In my previous article (Organization, Communication, Anticipation), I focused on the details of how I run monitors at the annual Glastonbury Festival. This time, I’m sharing some tips about mixing monitors at the other end of the spectrum – a solo artist and supporting band.
A large festival requires a different set of “soft” skills than working closely with a smaller group. Both take a great deal of preparation, but while at Glasto this means collating tech specs, session files and stage plots for 24 bands, with solo artists and their bands it has more to do with rehearsals and relationships.
And whereas at Glasto I have the artistic input of making sure that the EQ and any necessary time alignment on side fills and wedges means that the stage sounds good, with artists it gets a lot more refined, particularly if I have a long working relationship with them.
The two artists that I currently work with are both fantastic singers, and I’ve been with them for nine years and seven years, respectively, so by now I have a fairly intuitive understanding of what they want to hear. Both are lovely people, have excellent bands playing with them, and I enjoy their music, so it’s a very nice position to be in.

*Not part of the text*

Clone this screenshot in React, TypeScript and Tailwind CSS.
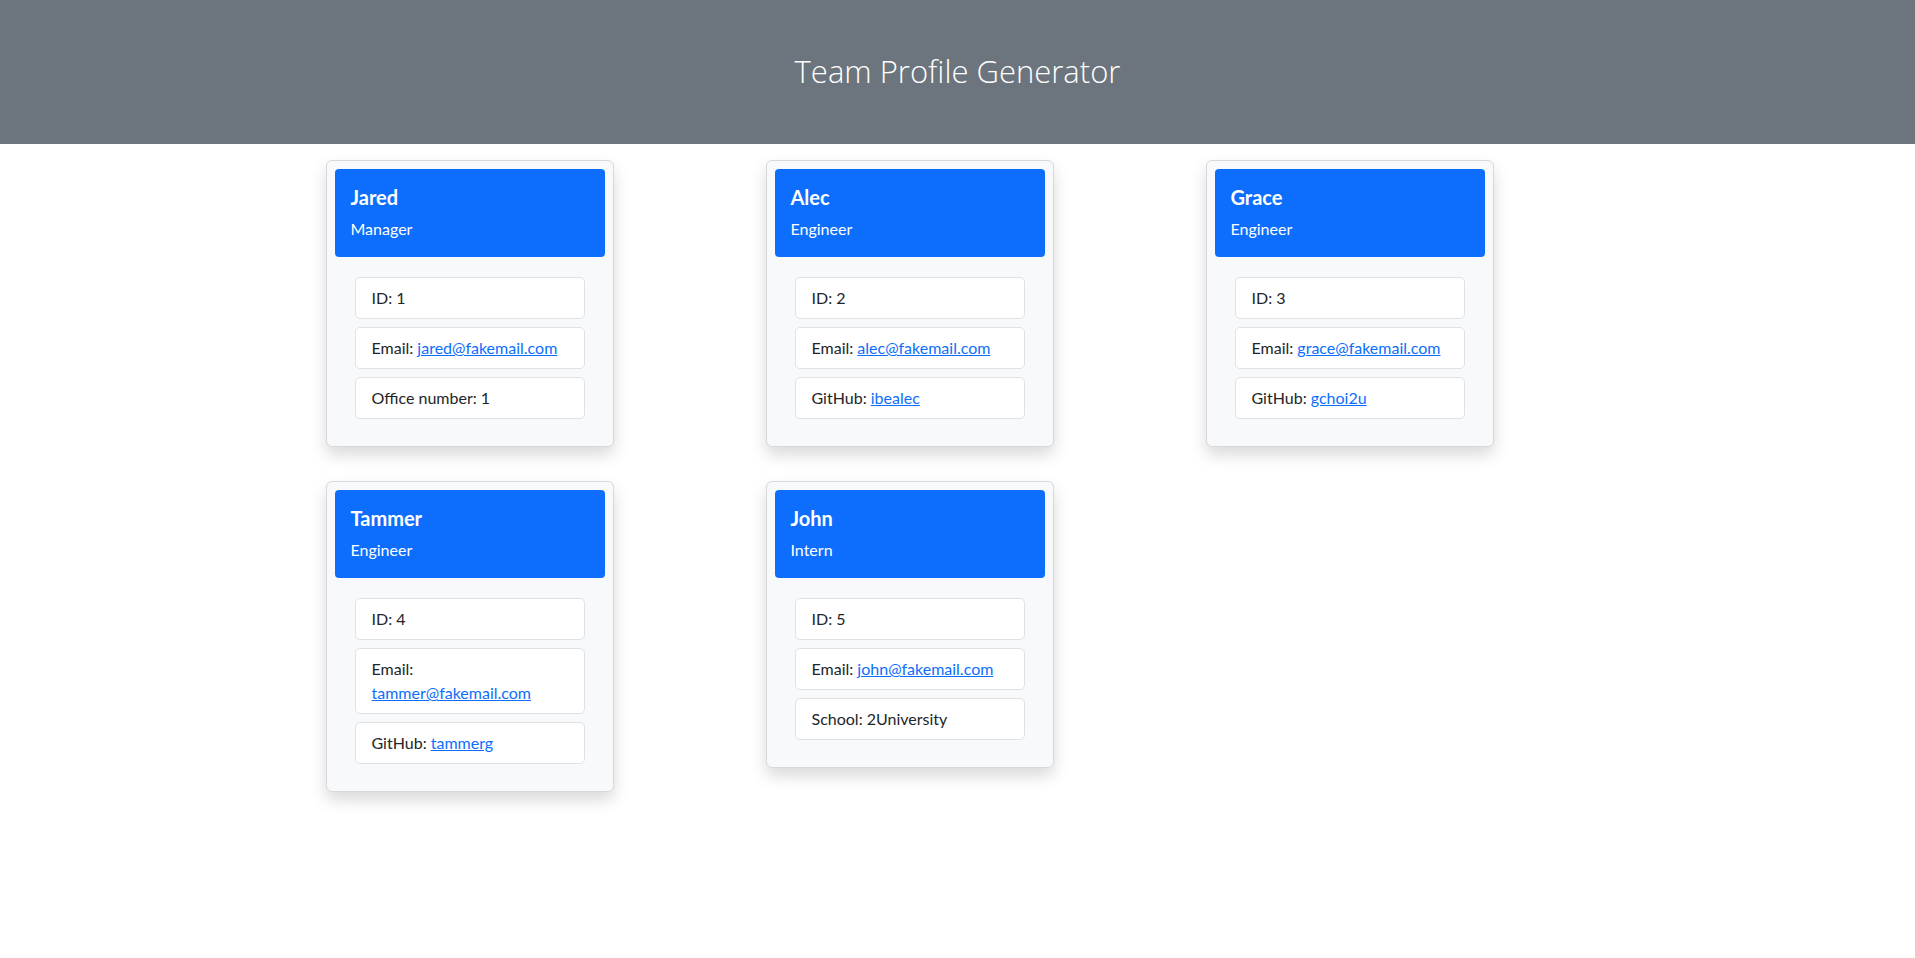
import React from "react";

type Member = {
  name: string;
  role: string;
  id: number;
  email: string;
  extraLabel: string;
  extraValue: string;
  extraLink?: boolean;
};

const members: Member[] = [
  { name: "Jared", role: "Manager", id: 1, email: "jared@fakemail.com", extraLabel: "Office number", extraValue: "1" },
  { name: "Alec", role: "Engineer", id: 2, email: "alec@fakemail.com", extraLabel: "GitHub", extraValue: "ibealec", extraLink: true },
  { name: "Grace", role: "Engineer", id: 3, email: "grace@fakemail.com", extraLabel: "GitHub", extraValue: "gchoi2u", extraLink: true },
  { name: "Tammer", role: "Engineer", id: 4, email: "tammer@fakemail.com", extraLabel: "GitHub", extraValue: "tammerg", extraLink: true },
  { name: "John", role: "Intern", id: 5, email: "john@fakemail.com", extraLabel: "School", extraValue: "2University" },
];

function Card({ m }: { m: Member }) {
  return (
    <div className="w-[288px] ml-[28px] border border-[#d6d8db] rounded-[6px] bg-[#f8f9fa] pt-2 px-2 pb-[27px] shadow-[0_8px_16px_rgba(0,0,0,0.15)]">
      <div className="bg-[#0d6efd] rounded-[4px] p-4 text-white">
        <h5 className="text-[20px] leading-[24px] font-bold mb-2">{m.name}</h5>
        <div className="text-[16px] leading-[24px]">{m.role}</div>
      </div>
      <ul className="mt-5 mx-5 flex flex-col gap-2">
        <li className="bg-white border border-[#dee2e6] rounded-[5px] px-4 py-2 leading-6">ID: {m.id}</li>
        <li className="bg-white border border-[#dee2e6] rounded-[5px] px-4 py-2 leading-6">
          Email:{" "}
          <a href="#" className="text-[#0d6efd] underline">{m.email}</a>
        </li>
        <li className="bg-white border border-[#dee2e6] rounded-[5px] px-4 py-2 leading-6">
          {m.extraLabel}:{" "}
          {m.extraLink ? (
            <a href="#" className="text-[#0d6efd] underline">{m.extraValue}</a>
          ) : (
            m.extraValue
          )}
        </li>
      </ul>
    </div>
  );
}

export default function App() {
  return (
    <div className="min-h-[958px] bg-white text-[#212529] text-[16px]" style={{ fontFamily: 'Lato, "Open Sans", sans-serif' }}>
      <header className="h-[144px] bg-[#6c757d] flex items-center justify-center">
        <h1 className="text-white text-[31px] font-light leading-[1.2]" style={{ fontFamily: '"Open Sans", sans-serif' }}>Team Profile Generator</h1>
      </header>
      <main className="w-[1320px] mx-auto pt-4 grid grid-cols-3 gap-y-[34px] items-start">
        {members.map((m) => (
          <div key={m.id}>
            <Card m={m} />
          </div>
        ))}
      </main>
    </div>
  );
}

The quality of the relationship between the monitor engineer and the artist is an important part of the job, and as with people in any walk of life, it doesn’t always click. You can do a great technical job of mixing, but if the artist doesn’t feel a connection, you may not get a second run. They need to feel that you’ve got their back because they really are reliant on you. Put yourself in their shoes – it’s a vulnerable position, standing on stage in front of an audience, and their ability to hear what they need is totally in your hands.
This goes for all bands, but is amplified for a solo artist – the backing musicians are a big part of the show, but the crowd is watching the star most of the time, so they’re very exposed and have to trust you. Part of it comes down to personalities – you might gel or you might not – but you can help build rapport by being reliable, consistent, calm, professional, prepared and confident.
Understand The Hierarchy
Being friendly with artists, but not overly so, is important – you want to establish an easy working relationship with them, while remembering that they’re still your boss. I’ve found that balancing friendliness with a little professional distance is a wise move.
Friendly, not friends.
Of course, in most cases, you’re not just mixing for the artist but for the band too. I always sound check with the band by themselves first, so that I can make sure they’re happy before turning my attention to the artist – and often an artist will stop sound checking when they’re comfortable with the engineer. I never stop watching the artist once they’re on stage because you can guarantee that the moment you look away is the moment they’ll look over!
During shows, I keep an eye on the band while my main focus is the artist. So how do I make sure that the band feels taken care of too? I ask the stage tech and backline techs to keep focus on them and to alert me if I miss anyone trying to get my attention.
I also provide every band member with a switch mic so that they can talk directly to both me and the techs. I set up a “talk to me” mix on the console and I feed my own in-ear monitoring (IEM) pack off a matrix, pulling in that talk mix as well as the pre-fade listen (PFL) bus. This ensures that I never miss someone talking to me, even when I’m listening to the artist’s mix.
Sometimes there’s a request that comes at a critical point in the performance. For example, the drummer wants a little more hat overall but I have a show cue. I nod to let the drummer know that I’ve seen him/her and hold up one finger to say that I’ll be addressing it in just a moment. Then when I’ve made the change, I glance over and make eye contact to make sure that all is well. I encourage musicians to give me immediate feedback when they’ve asked for something – it’s no use finding out after the gig that something wasn’t quite right.
Mixing artist monitors is like being an avatar. There’s the need to develop a real understanding of what artists pitch to, time to, what they’re used to hearing, and what helps them enjoy the gig.
I don’t usually alter the backing band’s mixes unless asked to do so, but I’ll subtly ride elements of the artist’s mix as necessary during the show, once I have a good understanding of their preferences – if an element of the mix sounds too loud or quiet to me, then it probably does to them as well. I tend to tap along with my foot, which keeps me aware of whether they are wandering off the beat and might need a little more hat or snare.